Sematic integrated with the rest of Voxel’s ML stack seamlessly thanks to its python-centric declarative SDK and API client. Diksha states that
“We use Python across the stack and the ease of working with decorators to convert functions into Sematic pipelines has made it extremely easy for us.”
The Voxel team states that Sematic has been critical to the team’s productivity.
“Some of our favorite Sematic features include the ability to rerun pipelines from a specific point, as well as the visibility provided for both input and output at each stage of the workflow. Sematic has played a crucial role in our business-critical projects by enabling us to retrain models faster, resulting in increased customer satisfaction.”
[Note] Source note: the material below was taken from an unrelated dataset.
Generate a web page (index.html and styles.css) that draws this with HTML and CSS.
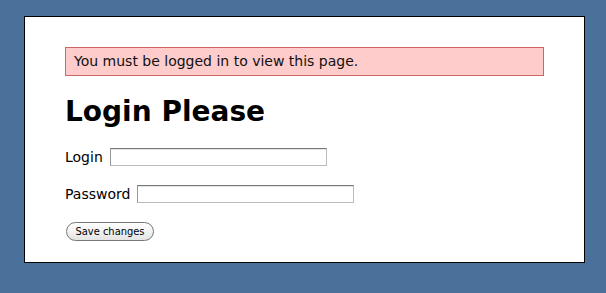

As the Voxel team continues to grow, new employees will be able to leverage Sematic to run long jobs across their local machine and cloud infrastructure without requiring assistance from Infrastructure teams, thus boosting their productivity and reducing infrastructure limitations.
The Sematic team is looking forward to continuing to work with Voxel’s machine learning team, as they look to continue to execute on their vision for ‘Working toward a world with zero injuries’ through their computer vision models.